In condizioni di asfalto caldo e asciutto, con gomme dall’ottimo rendimento come le Dunlop D 207 RR, si dispone già di una riserva di aderenza sovrabbondante per l’uso prettamente stradale, per cui andare alla ricerca di ‘quel qualcosa in più’ che può essere teoricamente fornito dalla trazione integrale diventa qualcosa che si può tentare di fare solo in qualche curva tra tutte quelle che si incontrano.

In pratica, solo in quelle in cui la visibilità in uscita è abbondante e la velocità di percorrenza è abbastanza bassa (essendo basso anche il rapporto inserito, la coppia alla ruota può effettivamente raggiungere livelli tali da mettere in crisi l’aderenza di un solo pneumatico anche con angoli di piega non esasperati).

Anche in queste curve, la sensazione di potere anticipare l’apertura dell’acceleratore esiste, ma non è certo elevata.
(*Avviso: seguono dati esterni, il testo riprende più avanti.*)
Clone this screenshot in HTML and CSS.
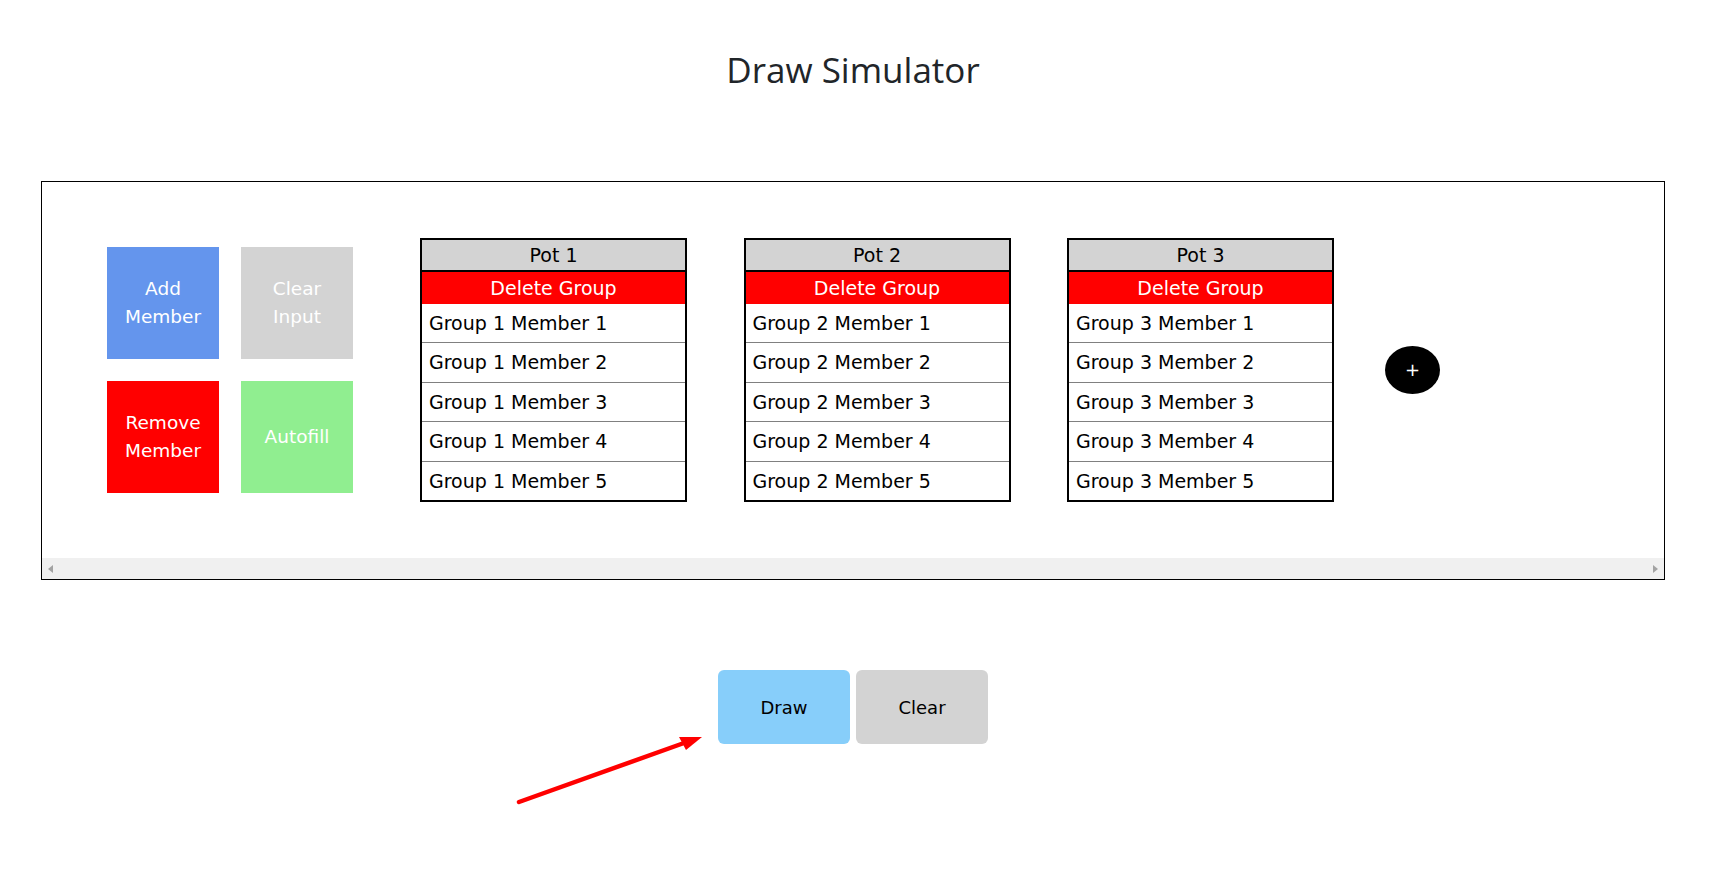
FILE: index.html
```html
<!DOCTYPE html>
<html>
<head>
<meta charset="utf-8">
<title>Draw Simulator</title>
<link rel="stylesheet" href="styles.css">
</head>
<body>
<div class="page">
  <h1 class="title">Draw Simulator</h1>
  <div class="frame">
    <div class="board">
      <div class="controls">
        <div class="ctl ctl-add">Add<br>Member</div>
        <div class="ctl ctl-clear">Clear<br>Input</div>
        <div class="ctl ctl-remove">Remove<br>Member</div>
        <div class="ctl ctl-autofill">Autofill</div>
      </div>
      <div class="pots">
        <div class="pot">
          <div class="pot-head">Pot 1</div>
          <div class="pot-del">Delete Group</div>
          <div class="pot-row">Group 1 Member 1</div>
          <div class="pot-row">Group 1 Member 2</div>
          <div class="pot-row">Group 1 Member 3</div>
          <div class="pot-row">Group 1 Member 4</div>
          <div class="pot-row">Group 1 Member 5</div>
        </div>
        <div class="pot">
          <div class="pot-head">Pot 2</div>
          <div class="pot-del">Delete Group</div>
          <div class="pot-row">Group 2 Member 1</div>
          <div class="pot-row">Group 2 Member 2</div>
          <div class="pot-row">Group 2 Member 3</div>
          <div class="pot-row">Group 2 Member 4</div>
          <div class="pot-row">Group 2 Member 5</div>
        </div>
        <div class="pot">
          <div class="pot-head">Pot 3</div>
          <div class="pot-del">Delete Group</div>
          <div class="pot-row">Group 3 Member 1</div>
          <div class="pot-row">Group 3 Member 2</div>
          <div class="pot-row">Group 3 Member 3</div>
          <div class="pot-row">Group 3 Member 4</div>
          <div class="pot-row">Group 3 Member 5</div>
        </div>
      </div>
      <div class="add-pot">+</div>
    </div>
    <div class="hscroll">
      <span class="arrow-left"></span>
      <span class="arrow-right"></span>
    </div>
  </div>
  <div class="actions">
    <div class="btn btn-draw">Draw</div>
    <div class="btn btn-clear">Clear</div>
  </div>
</div>
<svg class="annotation" width="1733" height="876" viewBox="0 0 1733 876">
  <line x1="519" y1="802" x2="684" y2="743" stroke="#ff0000" stroke-width="4.5" stroke-linecap="round"/>
  <polygon points="702,737 679,737 686,750" fill="#ff0000"/>
</svg>
</body>
</html>
```
FILE: styles.css
```css
html, body {
  margin: 0;
  padding: 0;
  background: #ffffff;
}
body {
  font-family: "DejaVu Sans", Verdana, sans-serif;
  font-size: 18px;
  color: #000;
  position: relative;
  min-height: 876px;
}
.page {
  width: 1624px;
  margin-left: 41px;
}
.title {
  margin: 0;
  padding-top: 46px;
  height: 181px;
  box-sizing: border-box;
  text-align: center;
  font-family: "Open Sans", "Noto Sans", sans-serif;
  font-weight: 400;
  font-size: 35px;
  line-height: 48px;
  color: #212529;
}
.frame {
  border: 1px solid #000;
}
.board {
  display: flex;
  align-items: center;
  height: 376px;
  padding-left: 65px;
}
.controls {
  display: grid;
  grid-template-columns: 112px 112px;
  grid-auto-rows: 112px;
  gap: 22px;
}
.ctl {
  display: flex;
  align-items: center;
  justify-content: center;
  text-align: center;
  color: #fff;
  font-size: 18.5px;
  line-height: 28px;
}
.ctl-add { background: #6495ed; }
.ctl-clear { background: #d3d3d3; }
.ctl-remove { background: #ff0000; }
.ctl-autofill { background: #90ee90; }
.pots {
  display: flex;
  gap: 56.5px;
  margin-left: 67px;
  font-size: 19px;
}
.pot {
  width: 267px;
  box-sizing: border-box;
  border: 2px solid #000;
}
.pot-head {
  height: 30px;
  line-height: 31px;
  background: #d3d3d3;
  text-align: center;
  border-bottom: 2px solid #000;
}
.pot-del {
  height: 32px;
  line-height: 32px;
  background: #ff0000;
  color: #fff;
  text-align: center;
}
.pot-row {
  height: 38.6px;
  line-height: 38.6px;
  padding-left: 7px;
  border-top: 1px solid #808080;
}
.pot-del + .pot-row {
  border-top: none;
}
.add-pot {
  margin-left: 51px;
  width: 55px;
  height: 48px;
  border-radius: 50%;
  background: #000;
  color: #fff;
  display: flex;
  align-items: center;
  justify-content: center;
  font-size: 18px;
  line-height: 1;
}
.hscroll {
  height: 21px;
  background: #f0f0f0;
  display: flex;
  align-items: center;
  justify-content: space-between;
  padding: 0 6px;
}
.arrow-left {
  width: 0;
  height: 0;
  border-top: 4px solid transparent;
  border-bottom: 4px solid transparent;
  border-right: 5px solid #a3a3a3;
}
.arrow-right {
  width: 0;
  height: 0;
  border-top: 4px solid transparent;
  border-bottom: 4px solid transparent;
  border-left: 5px solid #a3a3a3;
}
.actions {
  display: flex;
  justify-content: center;
  gap: 6px;
  margin-top: 90px;
}
.btn {
  width: 132px;
  height: 74px;
  border-radius: 6px;
  display: flex;
  align-items: center;
  justify-content: center;
  color: #000;
}
.btn-draw { background: #87cefa; }
.btn-clear { background: #d3d3d3; }
.annotation {
  position: absolute;
  left: 0;
  top: 0;
  pointer-events: none;
}
```
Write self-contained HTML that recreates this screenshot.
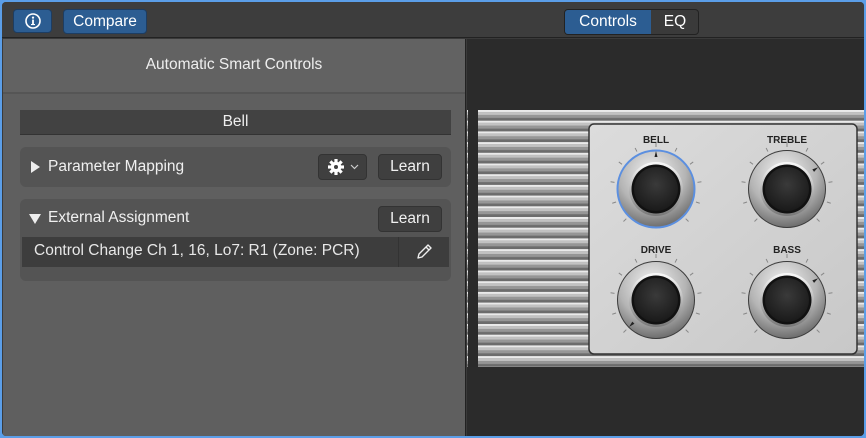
<!DOCTYPE html>
<html><head><meta charset="utf-8"><style>
*{margin:0;padding:0;box-sizing:border-box}
body{width:866px;height:438px;overflow:hidden;background:#5b9ee8;font-family:"Liberation Sans",sans-serif;position:relative}
#win{position:absolute;left:2px;top:2px;width:862px;height:434px;background:#3a3a3a;border-radius:4px;overflow:hidden}
.top{position:absolute;left:0;top:0;width:862px;height:36px;background:#3d3d3d;border-bottom:1px solid #222}
.btn{position:absolute;border-radius:4px;color:#fff;font-size:15.5px;text-align:center}
.blue{background:#2c5d92;border:1px solid #1d3d62}
.left{position:absolute;left:1px;top:37px;width:463px;height:397px;background:#5f5f5f;border-right:1px solid #222}
.hdr{height:55px;background:#626262;border-bottom:2px solid #555;color:#eee;font-size:15.5px;text-align:center;line-height:52px}
.right{position:absolute;left:465px;top:37px;width:397px;height:397px;background:#2b2b2b}
.box{position:absolute;left:17px;width:431px;background:#545454;border-radius:6px}
.lbtn{position:absolute;background:#3f3f3f;border:1px solid #333;border-radius:4px;color:#f0f0f0;font-size:15.5px;text-align:center;line-height:24px}
.t{position:absolute;color:#f0f0f0;font-size:15.5px}
</style></head><body><div id="win">
<div class="top">
 <div class="btn blue" style="left:11px;top:7px;width:39px;height:24px"><svg width="39" height="22" viewBox="0 0 39 22"><circle cx="19" cy="11" r="7" fill="none" stroke="#fff" stroke-width="1.6"/><circle cx="19" cy="7.6" r="1.1" fill="#fff"/><rect x="18.1" y="9.6" width="1.8" height="4.8" fill="#fff"/><rect x="17" y="14" width="4" height="1.1" fill="#fff"/></svg></div>
 <div class="btn blue" style="left:61px;top:7px;width:84px;height:25px;line-height:23px">Compare</div>
 <div style="position:absolute;left:562px;top:7px;width:135px;height:26px;border:1px solid #222;border-radius:4px;background:#3a3a3a;overflow:hidden">
  <div style="position:absolute;left:0;top:0;width:86px;height:24px;background:#2c5d92;color:#fff;font-size:15.5px;text-align:center;line-height:24px">Controls</div>
  <div style="position:absolute;left:86px;top:0;width:48px;height:24px;color:#fff;font-size:15.5px;text-align:center;line-height:24px">EQ</div>
 </div>
</div>
<div class="left">
 <div class="hdr">Automatic Smart Controls</div>
 <div style="position:absolute;left:17px;top:71px;width:431px;height:25px;background:#424242;border-bottom:1px solid #333;color:#eee;font-size:15.5px;text-align:center;line-height:24px">Bell</div>
 <div class="box" style="top:108px;height:40px">
  <svg style="position:absolute;left:11px;top:14px" width="10" height="12"><path d="M0 0L9 6L0 12Z" fill="#eee"/></svg>
  <div class="t" style="left:28px;top:11px">Parameter Mapping</div>
  <div class="lbtn" style="left:298px;top:7px;width:49px;height:26px"><svg width="47" height="24" viewBox="0 0 47 24"><g transform="translate(17,12)" fill="#fff"><circle r="5.3"/><g><rect x="-1.6" y="-8" width="3.2" height="16"/><rect x="-1.6" y="-8" width="3.2" height="16" transform="rotate(45)"/><rect x="-1.6" y="-8" width="3.2" height="16" transform="rotate(90)"/><rect x="-1.6" y="-8" width="3.2" height="16" transform="rotate(135)"/></g><circle r="2" fill="#3f3f3f"/></g><path d="M32 10l3.5 3.5L39 10" stroke="#ccc" stroke-width="1.2" fill="none"/></svg></div>
  <div class="lbtn" style="left:358px;top:7px;width:64px;height:26px">Learn</div>
 </div>
 <div class="box" style="top:160px;height:82px">
  <svg style="position:absolute;left:9px;top:15px" width="13" height="10"><path d="M0 0L12 0L6 10Z" fill="#eee"/></svg>
  <div class="t" style="left:28px;top:10px">External Assignment</div>
  <div class="lbtn" style="left:358px;top:7px;width:64px;height:26px">Learn</div>
  <div style="position:absolute;left:2px;top:38px;width:427px;height:30px;background:#3d3d3d">
   <div class="t" style="left:12px;top:5px;color:#e8e8e8">Control Change Ch 1, 16, Lo7: R1 (Zone: PCR)</div>
   <div style="position:absolute;left:376px;top:0;width:1px;height:30px;background:#333"></div>
   <svg style="position:absolute;left:393px;top:6px" width="18" height="18"><path d="M3 15l1-4 9-9 3 3-9 9z M11 4l3 3" stroke="#eee" stroke-width="1.4" fill="none" stroke-linejoin="round"/></svg>
  </div>
 </div>
</div>
<div class="right">
<svg width="397" height="397" viewBox="465 37 397 397" style="position:absolute;left:0;top:0">
<defs>
<pattern id="rib" x="0" y="108" width="10" height="10.7" patternUnits="userSpaceOnUse"><rect width="10" height="10.7" fill="#7c7c7c"/><rect y="0" width="10" height="2" fill="#eaeaea"/><rect y="2" width="10" height="3" fill="#c2c2c2"/><rect y="5" width="10" height="3" fill="#969696"/><rect y="8" width="10" height="2.7" fill="#6c6c6c"/></pattern>
<linearGradient id="plate" x1="0" y1="0" x2="1" y2="1"><stop offset="0" stop-color="#dcdcdc"/><stop offset="1" stop-color="#c8c8c8"/></linearGradient>
<radialGradient id="ring" cx="0.45" cy="0.3" r="0.8"><stop offset="0" stop-color="#f4f4f4"/><stop offset="0.55" stop-color="#b4b4b4"/><stop offset="1" stop-color="#555"/></radialGradient>
<linearGradient id="bez" x1="0" y1="0" x2="0" y2="1"><stop offset="0" stop-color="#fafafa"/><stop offset="1" stop-color="#777"/></linearGradient>
<radialGradient id="cap" cx="0.5" cy="0.4" r="0.6"><stop offset="0" stop-color="#3a3a3a"/><stop offset="1" stop-color="#1a1a1a"/></radialGradient>
<g id="ticks" stroke="#888" stroke-width="1">
<line x1="0" y1="-42" x2="0" y2="-46" transform="rotate(-135)"/><line x1="0" y1="-42" x2="0" y2="-46" transform="rotate(-108)"/><line x1="0" y1="-42" x2="0" y2="-46" transform="rotate(-81)"/><line x1="0" y1="-42" x2="0" y2="-46" transform="rotate(-54)"/><line x1="0" y1="-42" x2="0" y2="-46" transform="rotate(-27)"/><line x1="0" y1="-42" x2="0" y2="-46"/><line x1="0" y1="-42" x2="0" y2="-46" transform="rotate(27)"/><line x1="0" y1="-42" x2="0" y2="-46" transform="rotate(54)"/><line x1="0" y1="-42" x2="0" y2="-46" transform="rotate(81)"/><line x1="0" y1="-42" x2="0" y2="-46" transform="rotate(108)"/><line x1="0" y1="-42" x2="0" y2="-46" transform="rotate(135)"/>
</g>
<g id="knob"><use href="#ticks"/><circle r="39" fill="#3a3a3a"/><circle r="38" fill="url(#ring)"/><circle r="27" fill="url(#bez)"/><circle r="24.5" fill="#111"/><circle r="22" fill="url(#cap)"/></g>
</defs>
<rect x="465" y="108" width="397" height="257" fill="url(#rib)"/>
<rect x="466" y="108" width="10" height="257" fill="#2a2a2a"/>
<rect x="587" y="122" width="268" height="230" rx="5" fill="url(#plate)" stroke="#333" stroke-width="1.5"/>
<g font-family="Liberation Sans,sans-serif" font-size="10" font-weight="bold" fill="#222" text-anchor="middle">
<text x="654" y="141">BELL</text><text x="785" y="141">TREBLE</text><text x="654" y="251">DRIVE</text><text x="785" y="251">BASS</text></g>
<g transform="translate(654,187)"><use href="#knob"/><circle r="38.5" fill="none" stroke="#5b8fe0" stroke-width="2"/><path d="M-1.5 -32L0 -38L1.5 -32Z" fill="#222"/></g>
<g transform="translate(785,187)"><use href="#knob"/><path d="M-1.5 -32L0 -38L1.5 -32Z" fill="#222" transform="rotate(55)"/></g>
<g transform="translate(654,298)"><use href="#knob"/><path d="M-1.5 -32L0 -38L1.5 -32Z" fill="#222" transform="rotate(-135)"/></g>
<g transform="translate(785,298)"><use href="#knob"/><path d="M-1.5 -32L0 -38L1.5 -32Z" fill="#222" transform="rotate(55)"/></g>
</svg>
</div>
</div></body></html>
Ovviamente, questa sensazione (di cui peraltro sono abbastanza certo) è ben lontana dall’essere la risposta definitiva agli interrogativi sulla reale convenienza del sistema 2WD.”

Si trattava dunque di esplorare il potenziale di una soluzione tecnica inedita, piuttosto che di una mossa strategica per garantirsi eventuali vantaggi dal punto di vista commerciale; un’esperienza tuttavia doverosa per una casa come Ducati, che ha sempre fatto dell’innovazione una delle sue prerogative fondamentali, e per la quale fu pertanto stanziato un budget a sei cifre (in Euro).

A questo punto, però, viene da chiedersi cosa potrebbe succedere se un simile tentativo venisse replicato oggi, alla luce degli enormi passi avanti fatti dalla gestione elettronica in ambito motociclistico, e se, anziché essere applicato a un modello equipaggiato con la forcella telescopica, fosse messo a punto su una ciclistica maggiormente predisposta per un impiego di questo tipo, come ad esempio quella della Bimota Tesi.

Ecco cosa ne pensa Forni in proposito: “Stiamo parlando di un campo che non è mai stato esplorato. Come detto, il progetto brevettato dalla Öhlins metteva in luce dei vantaggi marginali, perché non si trattava di un sistema a due ruote motrici permanenti, ma di una moto sulla quale la ruota anteriore diventa motrice solo quando quella posteriore inizia a slittare. Viceversa, altri tipi di applicazione, laddove le funzioni di sterzata e sospensione siano già disgiunte, come appunto nel caso della Bimota Tesi, lascerebbero spazio a soluzioni non più idrauliche, ma meccaniche, e quindi a una trazione integrale permanente, seppur a fronte di una complicazione costruttiva notevole. In questo caso, infatti, andrebbe realizzato un differenziale autobloccante a controllo elettronico come quello che equipaggia alcune automobili, solo che la dinamica della motocicletta è estremamente diversa, perché ha più gradi di libertà, e dunque non sarebbe sufficiente un semplice travaso di tecnologia, ma andrebbe sviluppato qualcosa di specifico, con esiti tutt’altro che scontati.

Per il momento, dunque, questa 998 2WD rimane svincolata da ulteriori sviluppi, ma se non altro va ad arricchire il patrimonio del Museo Ducati ad opera del suo curatore Livio Lodi, cui va un doveroso ringraziamento per averci messo a disposizione la moto e un plauso per averne prevista l’esposizione cogliendo la concomitanza con i venti anni dalla nascita della 916, la meravigliosa “creatura” di Massimo Tamburini.